Whenever a line below holds the word "index", copy that line.
■ ■ ■ ■ ■ ■ ■
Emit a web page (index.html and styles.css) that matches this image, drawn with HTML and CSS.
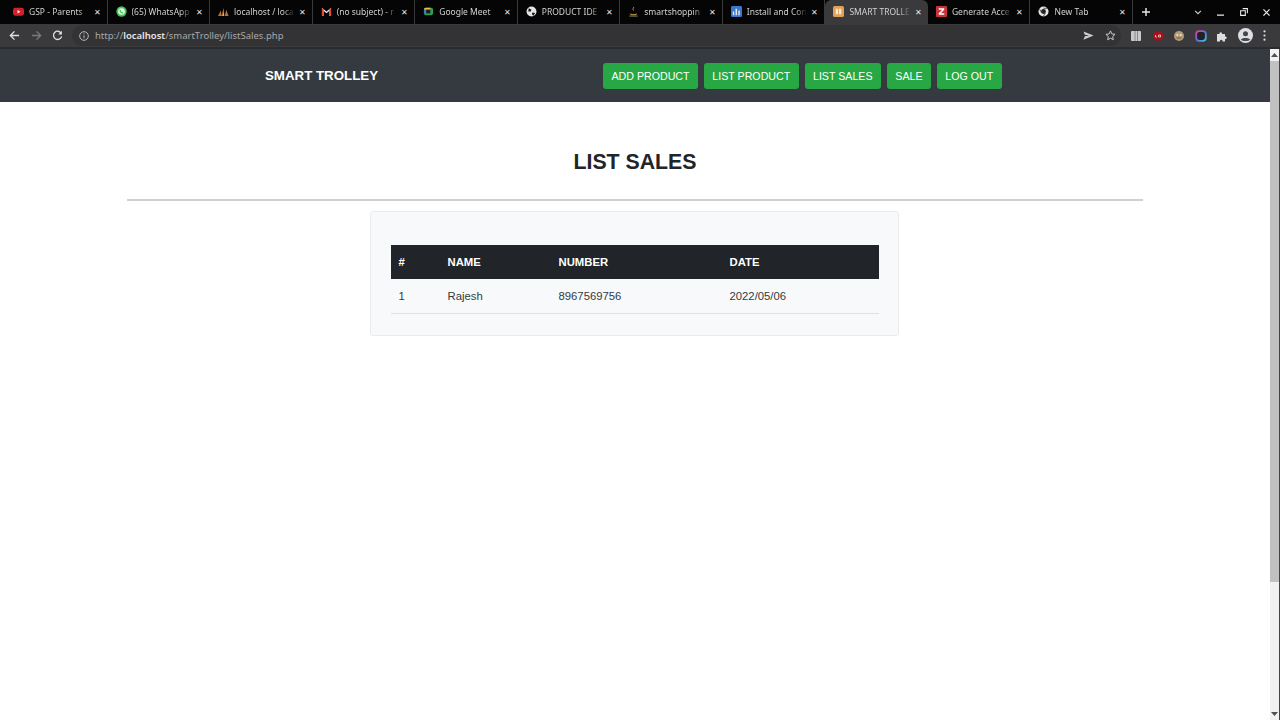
FILE: index.html
```html
<!DOCTYPE html>
<html lang="en">
<head>
  <meta charset="UTF-8">
  <meta name="viewport" content="width=device-width, initial-scale=1.0">
  <title>List Sales</title>
  <link rel="stylesheet" href="styles.css">
</head>
<body>

  <!-- browser chrome -->
  <div class="tab-strip">
    <div class="tab">
      <svg class="fav" viewBox="0 0 12 12"><rect y="2" width="12" height="8.5" rx="2.5" fill="#d5202a"/><path d="M5 4.300v4l3-2z" fill="#fff"/></svg>
      <span class="tab-title">GSP - Parents</span><span class="tab-x">&#10005;</span>
    </div>
    <div class="tab">
      <svg class="fav" viewBox="0 0 12 12"><circle cx="6" cy="6" r="5.600" fill="#3fc552"/><circle cx="6" cy="6" r="3.600" fill="#e8f8ea"/><path d="M4.400 4.200c0 2 1.500 3.400 3.300 3.600" stroke="#3fc552" stroke-width="1.300" fill="none"/></svg>
      <span class="tab-title">(65) WhatsApp</span><span class="tab-x">&#10005;</span>
    </div>
    <div class="tab">
      <svg class="fav" viewBox="0 0 12 12"><path d="M0 11 3 5l1 6zM4 11l2-9 1 9zM7.500 11 9 4l2.500 7z" fill="#b9733a"/><path d="M5 11 6 6l.5 5z" fill="#e2c14a"/></svg>
      <span class="tab-title">localhost / loca</span><span class="tab-x">&#10005;</span>
    </div>
    <div class="tab">
      <svg class="fav" viewBox="0 0 12 12"><path d="M1 10.500V2l5 4 5-4v8.500H9V5.500L6 8 3 5.500v5z" fill="#e6e6e6"/><path d="M1 10.500V2l2 1.600v6.900z" fill="#d8473b"/><path d="M11 10.500V2L9 3.600v6.900z" fill="#d8473b"/></svg>
      <span class="tab-title">(no subject) - r</span><span class="tab-x">&#10005;</span>
    </div>
    <div class="tab">
      <svg class="fav" viewBox="0 0 12 12"><rect x="1" y="2" width="10" height="8" rx="2" fill="#2f9e56"/><path d="M1 4a2 2 0 0 1 2-2h5v2z" fill="#f2bd2c"/><path d="M1 4h2.500v4H1z" fill="#3a78e0"/><rect x="3.500" y="4" width="4.500" height="4" fill="#1c1c1c"/></svg>
      <span class="tab-title">Google Meet</span><span class="tab-x">&#10005;</span>
    </div>
    <div class="tab">
      <svg class="fav" viewBox="0 0 12 12"><circle cx="6" cy="6" r="5.400" fill="#e4e4e4"/><path d="M3 2.500 6 4 5 6 2.500 6zM7 7l3 .5L8 10.500 6.500 9z" fill="#111"/></svg>
      <span class="tab-title">PRODUCT IDE</span><span class="tab-x">&#10005;</span>
    </div>
    <div class="tab">
      <svg class="fav" viewBox="0 0 12 12"><path d="M6.500 1c-1 1.500-1.500 2.500-.5 4" stroke="#c9a13c" fill="none"/><path d="M2 7.500c1 1.500 7 1.500 8 0l-1 2.500H3z" fill="#a98a3d"/><path d="M1.500 11h9" stroke="#8d8d6a"/></svg>
      <span class="tab-title">smartshoppin</span><span class="tab-x">&#10005;</span>
    </div>
    <div class="tab">
      <svg class="fav" viewBox="0 0 12 12"><rect width="12" height="12" rx="1.500" fill="#3c78c9"/><path d="M2 10V6h1.500v4zM5 10V3h1.500v7zM8 10V5h1.500v5z" fill="#e6eefa"/></svg>
      <span class="tab-title">Install and Con</span><span class="tab-x">&#10005;</span>
    </div>
    <div class="tab tab-active">
      <svg class="fav" viewBox="0 0 12 12"><rect width="12" height="12" rx="2" fill="#e2a158"/><path d="M3 3h2.500v6H3zM6.500 3H9v6H6.500z" fill="#fbe8d0"/></svg>
      <span class="tab-title">SMART TROLLE</span><span class="tab-x">&#10005;</span>
    </div>
    <div class="tab">
      <svg class="fav" viewBox="0 0 12 12"><rect width="12" height="12" rx="1" fill="#c8343c"/><path d="M3 2.500h6v1.500L5.200 8H9v1.500H3V8l3.800-4H3z" fill="#fff"/></svg>
      <span class="tab-title">Generate Acce</span><span class="tab-x">&#10005;</span>
    </div>
    <div class="tab">
      <svg class="fav" viewBox="0 0 12 12"><circle cx="6" cy="6" r="5.500" fill="#e6e6e6"/><circle cx="6" cy="6" r="2.600" fill="#222"/><path d="M6 2.500h4.500M4 7.500 1.800 3.500M8 7.500l-2.300 4" stroke="#222" stroke-width=".8"/></svg>
      <span class="tab-title">New Tab</span><span class="tab-x">&#10005;</span>
    </div>
    <div class="new-tab">
      <svg width="8" height="8" viewBox="0 0 10 10"><path d="M5 0v10M0 5h10" stroke="#e8e8e8" stroke-width="1.800"/></svg>
    </div>
    <div class="win-btns">
      <svg width="8" height="5" viewBox="0 0 9 6"><path d="M1 1l3.500 3.500L8 1" stroke="#ccc" stroke-width="1.400" fill="none"/></svg>
      <svg width="7" height="7" viewBox="0 0 8 8"><path d="M0 7h8" stroke="#eee" stroke-width="1.400"/></svg>
      <svg width="8" height="8" viewBox="0 0 9 9"><path d="M3 .7h5.300V6M.7 3h5.300v5.300H.7z" stroke="#eee" stroke-width="1.200" fill="none"/></svg>
      <svg width="7" height="7" viewBox="0 0 8 8"><path d="M.5.500l7 7M7.500.500l-7 7" stroke="#eee" stroke-width="1.400"/></svg>
    </div>
  </div>

  <div class="toolbar">
    <svg class="tool" viewBox="0 0 12 12"><path d="M11 6H2M6 1.500 1.500 6 6 10.500" stroke="#e0e0e0" stroke-width="1.500" fill="none"/></svg>
    <svg class="tool" viewBox="0 0 12 12"><path d="M1 6h9M6 1.500 10.500 6 6 10.500" stroke="#7b7b7b" stroke-width="1.500" fill="none"/></svg>
    <svg class="tool tool-reload" viewBox="0 0 12 12"><path d="M10 3.500A4.500 4.500 0 1 0 10.500 7" stroke="#e0e0e0" stroke-width="1.400" fill="none"/><path d="M10.800.800v4h-4z" fill="#e0e0e0"/></svg>
    <div class="omnibox">
      <svg class="info" viewBox="0 0 10 10"><circle cx="5" cy="5" r="4.300" stroke="#bbb" fill="none"/><path d="M5 4.300v3M5 2.300v1" stroke="#bbb"/></svg>
      <span class="url">http://<b>localhost</b>/smartTrolley/listSales.php</span>
      <svg class="omni-end" viewBox="0 0 12 12"><path d="M.5 1.500 11.500 6 .5 10.500 2 6.700 7 6 2 5.300z" fill="#cfcfcf"/></svg>
      <svg class="omni-end" viewBox="0 0 12 12"><path d="M6 1l1.500 3.300 3.500.4-2.600 2.400.7 3.500L6 8.900l-3.100 1.700.7-3.500L1 4.700l3.500-.4z" stroke="#d5d5d5" fill="none"/></svg>
    </div>
    <div class="ext-icons">
      <svg class="ext" viewBox="0 0 12 12"><rect x="1" y="1" width="10" height="10" rx="1" fill="#c9c9c9"/><path d="M5 1v10M7.500 1v10" stroke="#888"/></svg>
      <svg class="ext" viewBox="0 0 12 12"><path d="M3.500 1.500h5l2.500 2.500v4L8.500 10.500h-5L1 8V4z" fill="#a5121c"/><path d="M3.500 5v2h1.500M6.500 5v2h2V5z" stroke="#f3d5d5" stroke-width=".8" fill="none"/></svg>
      <svg class="ext" viewBox="0 0 12 12"><circle cx="6" cy="6" r="5" fill="#b49a78"/><circle cx="4.300" cy="5" r="1" fill="#f0e4d0"/><circle cx="7.700" cy="5" r="1" fill="#f0e4d0"/><path d="M3.500 8h5" stroke="#6d5a42"/></svg>
      <svg class="ext" viewBox="0 0 12 12"><defs><linearGradient id="ring" x1="0" y1="0" x2="1" y2="1"><stop offset="0" stop-color="#e6409a"/><stop offset=".5" stop-color="#5d6ee8"/><stop offset="1" stop-color="#38c7d8"/></linearGradient></defs><rect x="1.200" y="1.200" width="9.600" height="9.600" rx="3" stroke="url(#ring)" stroke-width="1.800" fill="#222"/></svg>
      <svg class="ext" viewBox="0 0 12 12"><path d="M1 4h2.500a1.300 1.300 0 1 1 2.500 0h3v2.500a1.300 1.300 0 1 1 0 2.500V11.500H6.500a1.300 1.300 0 1 0-2.500 0H1z" fill="#dedede"/></svg>
      <svg class="avatar" viewBox="0 0 15 15"><circle cx="7.500" cy="7.500" r="7.500" fill="#dcdfe3"/><circle cx="7.500" cy="5.700" r="2.500" fill="#44474c"/><path d="M2.800 11.800c1-2.300 8.400-2.300 9.400 0-1.500 1.700-7.900 1.700-9.400 0z" fill="#44474c"/></svg>
      <svg class="dots" viewBox="0 0 3 11"><circle cx="1.500" cy="1.300" r="1.100" fill="#ddd"/><circle cx="1.500" cy="5.500" r="1.100" fill="#ddd"/><circle cx="1.500" cy="9.700" r="1.100" fill="#ddd"/></svg>
    </div>
  </div>

  <div class="viewport">
    <div class="page">
      <nav class="navbar">
        <a class="brand">SMART TROLLEY</a>
        <div class="nav-btns">
          <a class="btn">ADD PRODUCT</a>
          <a class="btn">LIST PRODUCT</a>
          <a class="btn">LIST SALES</a>
          <a class="btn">SALE</a>
          <a class="btn">LOG OUT</a>
        </div>
      </nav>

      <div class="container">
        <h2 class="page-title">LIST SALES</h2>
        <hr class="rule">
        <div class="card">
          <table class="sales">
            <thead>
              <tr><th class="col-id">#</th><th class="col-name">NAME</th><th class="col-num">NUMBER</th><th>DATE</th></tr>
            </thead>
            <tbody>
              <tr><td>1</td><td>Rajesh</td><td>8967569756</td><td>2022/05/06</td></tr>
            </tbody>
          </table>
        </div>
      </div>
    </div>

    <div class="scrollbar">
      <svg class="arrow" viewBox="0 0 7 4"><path d="M3.500 0 7 4H0z" fill="#505050"/></svg>
      <div class="thumb"></div>
      <svg class="arrow" viewBox="0 0 7 4"><path d="M0 0h7L3.500 4z" fill="#505050"/></svg>
    </div>
  </div>

</body>
</html>
```

FILE: styles.css
```css
* {
  margin: 0;
  padding: 0;
  box-sizing: border-box;
}
html, body {
  height: 100%;
  overflow: hidden;
}
body {
  font-family: "Liberation Sans", Arial, sans-serif;
  background-color: white;
  color: #212529;
  display: flex;
  flex-direction: column;
}

/* browser chrome */
.tab-strip {
  height: 24px;
  flex: none;
  display: flex;
  align-items: stretch;
  padding-left: 5px;
  background-color: #050505;
  color: #d2d2d2;
  font-family: "Noto Sans", sans-serif;
  font-size: 8.5px;
}
.tab {
  width: 102.55px;
  flex: none;
  display: flex;
  align-items: center;
  padding: 0 6px 1px 8px;
  border-right: 1px solid #3a3a3a;
}
.tab-active {
  background-color: #3a3a3c;
  border-right: none;
  border-radius: 6px 6px 0 0;
}
.fav {
  width: 11px;
  height: 11px;
  flex: none;
  margin-right: 5px;
}
.tab-title {
  flex: 1;
  white-space: nowrap;
  -webkit-mask-image: linear-gradient(to left, transparent 0, black 12px);
  mask-image: linear-gradient(to left, transparent 0, black 12px);
}
.tab-x {
  flex: none;
  margin-left: 4px;
  font-size: 8px;
  color: #e4e4e4;
}
.new-tab {
  width: 26px;
  display: flex;
  align-items: center;
  justify-content: center;
}
.win-btns {
  flex: 1;
  display: flex;
  align-items: center;
  justify-content: space-between;
  padding: 0 10px 0 35px;
}
.toolbar {
  height: 23px;
  flex: none;
  display: flex;
  align-items: center;
  padding-left: 9px;
  background-color: #3a3a3c;
  gap: 11px;
}
.tool {
  width: 11px;
  height: 11px;
  flex: none;
}
.tool-reload {
  margin-left: -1px;
}
.omnibox {
  width: 1049px;
  height: 21px;
  margin-left: -2px;
  border-radius: 11px;
  display: flex;
  align-items: center;
  padding: 0 5px 0 7px;
  background-color: #333335;
  gap: 11px;
}
.info {
  width: 10px;
  height: 10px;
  flex: none;
  margin-right: -5px;
}
.url {
  flex: 1;
  font-family: "Noto Sans", sans-serif;
  font-size: 9.5px;
  color: #a8a8a8;
}
.url b {
  font-weight: 600;
  color: #e6e6e6;
}
.omni-end {
  width: 11px;
  height: 11px;
  flex: none;
}
.ext-icons {
  flex: 1;
  display: flex;
  align-items: center;
  gap: 9.5px;
  margin-left: -2px;
}
.ext {
  width: 12px;
  height: 12px;
  flex: none;
}
.avatar {
  width: 15px;
  height: 15px;
  flex: none;
}
.dots {
  width: 3px;
  height: 11px;
  flex: none;
  margin-left: 1px;
}

/* page */
.viewport {
  flex: 1;
  min-height: 0;
  display: flex;
  border-top: 2px solid #2a2c2f;
}
.page {
  flex: 1;
  min-width: 0;
}
.navbar {
  height: 53px;
  display: flex;
  align-items: center;
  background-color: #343a40;
  padding-left: 265px;
}
.brand {
  width: 338px;
  font-size: 13.3px;
  font-weight: bold;
  color: white;
}
.nav-btns {
  display: flex;
  gap: 5.8px;
}
.btn {
  height: 26px;
  padding: 0 8.5px;
  display: flex;
  align-items: center;
  font-size: 10.65px;
  color: white;
  background-color: #28a745;
  border-radius: 3px;
}
.container {
  width: 80%;
  margin: 0 auto;
  display: flex;
  flex-direction: column;
  align-items: center;
}
.page-title {
  margin-top: 48px;
  font-size: 21.3px;
  line-height: 24px;
  font-weight: bold;
}
.rule {
  width: 100%;
  height: 2px;
  margin-top: 25px;
  border: none;
  background-color: #cfd0d2;
}
.card {
  width: 529px;
  height: 125px;
  margin: 10px 2px 0 0;
  padding: 33px 19px 0 20px;
  background-color: #f8f9fa;
  border: 1px solid #e9ecef;
  border-radius: 3px;
}
.sales {
  width: 100%;
  border-collapse: collapse;
  font-size: 11.3px;
}
.sales th {
  height: 34px;
  padding: 0 8px;
  text-align: left;
  color: white;
  background-color: #212529;
}
.sales td {
  height: 34px;
  padding: 0 8px;
  color: #343a40;
  border-bottom: 1px solid #dee2e6;
}
.col-id {
  width: 49px;
}
.col-name {
  width: 111px;
}
.col-num {
  width: 171px;
}
.scrollbar {
  width: 10px;
  flex: none;
  display: flex;
  flex-direction: column;
  align-items: center;
  background-color: #f1f1f1;
  border-right: 1px solid #444;
}
.arrow {
  width: 7px;
  height: 4px;
  margin: 4px 0;
  flex: none;
}
.thumb {
  width: 100%;
  height: 521px;
  flex: none;
  background-color: #c1c1c1;
}
.thumb + .arrow {
  margin-top: auto;
}
```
■ ■ ■ ■ ■ ■ ■
Answer for the task:
Emit a web page (index.html and styles.css) that matches this image, drawn with HTML and CSS.
FILE: index.html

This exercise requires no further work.